The Rt. Rev. Vincent J. Hynes, who was bishop of Norwich, Conn., at the time, declined to take Bissonette back into the Norwich diocese because "it would be impossible for me to give him an assignment where his past faults would be unknown. I therefore do not see how I can ever accept him back in this diocese."

"If Father Bissonette can find a benevolent bishop, I would have no objection," Hynes wrote, "but in conscience I could not give him a recommendation." Over the next 30 years, Bissonette went on to abuse children at nine parishes in New Mexico, Michigan, and Minnesota, according to BishopAccountability.org. Deary committed suicide at age 44 in 1991.

Bill Ryan, a spokesman for the U.S. Conference of Catholic Bishops, says he takes issue with the book's premise that there has been long-standing knowledge of sexual abuse by priests.

"I don't think anybody in the church knew the extent of this until recent times," Ryan said. "This is something that also exists in society, and most people didn't know or talk about these kinds of things until recently."

Ryan said the Catholic Church has taken steps to weed out priests with sexual problems and prevent them from entering the seminary.

"What is much more important is that since the church has become aware, (USCCB) has taken steps to address it and make sure it never happens again," Ryan said.
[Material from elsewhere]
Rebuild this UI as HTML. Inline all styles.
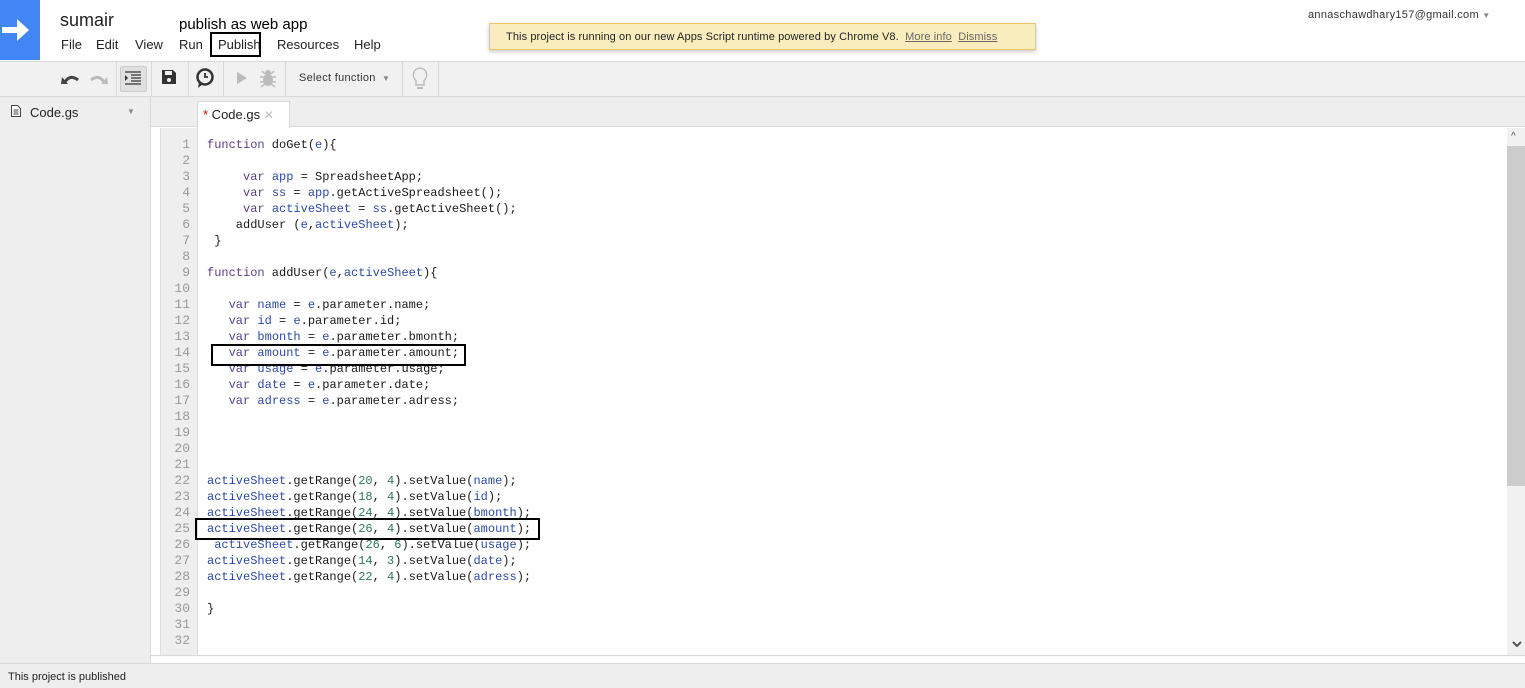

In response to the sexual abuse crisis, the USCCB passed the Charter for the Protection of Young People in 2002, which created a series of programs intended to regulate the handling of sexual abuse complaints and monitor compliance.
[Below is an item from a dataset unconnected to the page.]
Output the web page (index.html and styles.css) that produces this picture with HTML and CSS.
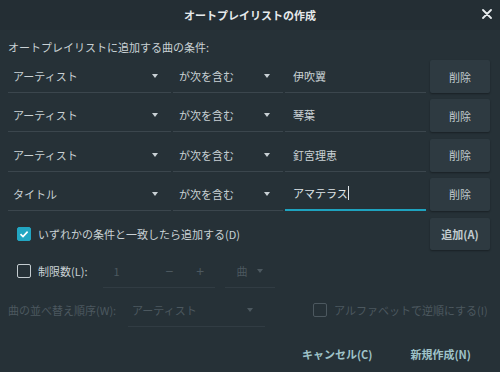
FILE: index.html
```html
<!DOCTYPE html>
<html lang="ja">

<head>
    <meta charset="UTF-8">
    <meta name="viewport" content="width=device-width, initial-scale=1.0">
    <title>オートプレイリストの作成</title>
    <link rel="stylesheet" href="styles.css">
</head>

<body>
    <div class="dialog">
        <header class="titlebar">
            <span class="title">オートプレイリストの作成</span>
            <svg class="close" width="10" height="10" viewBox="0 0 10 10">
                <path d="M1 1 L9 9 M9 1 L1 9" stroke="#e8ecee" stroke-width="1.8" stroke-linecap="round" />
            </svg>
        </header>

        <main class="content">
            <p class="caption">オートプレイリストに追加する曲の条件:</p>

            <div class="rules">
                <div class="rule">
                    <div class="combo field">アーティスト<span class="arrow"></span></div>
                    <div class="combo match">が次を含む<span class="arrow"></span></div>
                    <div class="entry">伊吹翼</div>
                    <button class="btn remove">削除</button>
                </div>
                <div class="rule">
                    <div class="combo field">アーティスト<span class="arrow"></span></div>
                    <div class="combo match">が次を含む<span class="arrow"></span></div>
                    <div class="entry">琴葉</div>
                    <button class="btn remove">削除</button>
                </div>
                <div class="rule">
                    <div class="combo field">アーティスト<span class="arrow"></span></div>
                    <div class="combo match">が次を含む<span class="arrow"></span></div>
                    <div class="entry">釘宮理恵</div>
                    <button class="btn remove">削除</button>
                </div>
                <div class="rule">
                    <div class="combo field">タイトル<span class="arrow"></span></div>
                    <div class="combo match">が次を含む<span class="arrow"></span></div>
                    <div class="entry active">アマテラス<span class="caret"></span></div>
                    <button class="btn remove">削除</button>
                </div>
            </div>

            <div class="any-row">
                <label class="check">
                    <span class="box checked">
                        <svg width="10" height="10" viewBox="0 0 10 10">
                            <path d="M1.5 5.2 L4 7.6 L8.6 2.6" fill="none" stroke="#fff" stroke-width="1.6" />
                        </svg>
                    </span>
                    いずれかの条件と一致したら追加する(D)
                </label>
                <button class="btn add">追加(A)</button>
            </div>

            <div class="limit-row">
                <label class="check">
                    <span class="box"></span>
                    制限数(L):
                </label>
                <div class="spin">
                    <span class="spin-value">1</span>
                    <span class="spin-btn">−</span>
                    <span class="spin-btn">+</span>
                </div>
                <div class="combo unit disabled">曲<span class="arrow"></span></div>
            </div>

            <div class="sort-row">
                <span class="sort-label">曲の並べ替え順序(W):</span>
                <div class="combo sort disabled">アーティスト<span class="arrow"></span></div>
                <label class="check disabled">
                    <span class="box"></span>
                    アルファベットで逆順にする(I)
                </label>
            </div>

            <footer class="actions">
                <button class="flat">キャンセル(C)</button>
                <button class="flat">新規作成(N)</button>
            </footer>
        </main>
    </div>
</body>

</html>
```

FILE: styles.css
```css
* {
    margin: 0;
    padding: 0;
    box-sizing: border-box;
}

body {
    width: 500px;
    height: 372px;
    background-color: #263137;
    font-family: "Noto Sans CJK JP", "Noto Sans", sans-serif;
    font-size: 11px;
    color: #c9d1d5;
    overflow: hidden;
}

.titlebar {
    height: 30px;
    background-color: #242e34;
    display: flex;
    align-items: center;
    justify-content: center;
    position: relative;
}

.title {
    font-weight: bold;
    color: #e6eaec;
}

.close {
    position: absolute;
    right: 8px;
    top: 9px;
}

.content {
    padding: 9px 10px 0 8px;
}

.caption {
    line-height: 16px;
    margin-bottom: 5px;
}

.rules {
    display: flex;
    flex-direction: column;
    gap: 6.3px;
}

.rule {
    display: flex;
    height: 33px;
}

.combo,
.entry {
    display: flex;
    align-items: center;
    border-bottom: 1px solid #3b464d;
    position: relative;
}

.combo.field {
    width: 163px;
    padding-left: 5px;
}

.combo.match {
    width: 110px;
    margin-left: 2px;
    padding-left: 6px;
}

.arrow {
    position: absolute;
    right: 13px;
    top: 50%;
    margin-top: -2px;
    border-left: 3.5px solid transparent;
    border-right: 3.5px solid transparent;
    border-top: 4px solid #c9d1d5;
}

.entry {
    width: 141px;
    margin-left: 2px;
    padding-left: 8px;
}

.entry.active {
    border-bottom: 2px solid #1ea3bf;
    color: #dfe5e8;
}

.caret {
    display: inline-block;
    width: 1px;
    height: 14px;
    background-color: #dfe5e8;
}

.btn {
    font-family: inherit;
    font-size: 11px;
    color: #c2cbd0;
    background-color: #2e3a41;
    border: none;
    border-radius: 2px;
    box-shadow: 0 1px 2px rgba(0, 0, 0, 0.35);
}

.btn.remove {
    width: 60px;
    margin-left: 4px;
}

.any-row {
    display: flex;
    align-items: center;
    justify-content: space-between;
    margin-top: 7px;
    height: 32px;
}

.btn.add {
    width: 60px;
    height: 32px;
    font-weight: bold;
}

.check {
    display: flex;
    align-items: center;
    gap: 7px;
    padding-left: 9px;
}

.box {
    width: 14px;
    height: 14px;
    border: 1.5px solid #c4ccd0;
    border-radius: 2px;
    display: flex;
    align-items: center;
    justify-content: center;
}

.box.checked {
    background-color: #22a6c2;
    border-color: #22a6c2;
}

.check.disabled {
    color: #4c585f;
}

.check.disabled .box {
    border-color: #4c585f;
}

.limit-row {
    display: flex;
    align-items: center;
    height: 33px;
    margin-top: 5px;
}

.spin {
    display: flex;
    align-items: center;
    width: 112px;
    height: 33px;
    margin-left: 16px;
    border-bottom: 1px solid #313c43;
    color: #4c585f;
}

.spin-value {
    width: 52px;
    padding-left: 10px;
}

.spin-btn {
    width: 32px;
    font-size: 14px;
    text-align: center;
}

.combo.unit {
    width: 50px;
    height: 33px;
    margin-left: 10px;
    padding-left: 11px;
    border-bottom-color: #313c43;
}

.combo.disabled {
    color: #4c585f;
}

.combo.disabled .arrow {
    border-top-color: #4c585f;
    right: 12px;
}

.sort-row {
    display: flex;
    align-items: center;
    height: 33px;
    margin-top: 6px;
}

.sort-label {
    color: #4c585f;
    width: 120px;
}

.combo.sort {
    width: 137px;
    height: 33px;
    padding-left: 4px;
    border-bottom-color: #313c43;
}

.sort-row .check {
    padding-left: 48px;
}

.actions {
    display: flex;
    justify-content: flex-end;
    margin-top: 11px;
    height: 32px;
}

.flat {
    font-family: inherit;
    font-size: 11px;
    font-weight: bold;
    color: #9fc3c9;
    background: none;
    border: none;
    padding: 0 19px;
}
```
Sipe says these "self-audits" have enabled bishops to hide information from the public. "Los Angeles is now the epicenter of this -- the Cardinal (Roger Mahony) has fought all the way to the (U.S.) Supreme Court to keep secret the names of priests who have been accused of sexual abuse of minors."

"The system (of secrecy) is still active, because these people are still being produced by the system," Sipe says. "And it's not just an issue of what to do with these priests, it's also about the bishops and what they need to do about themselves."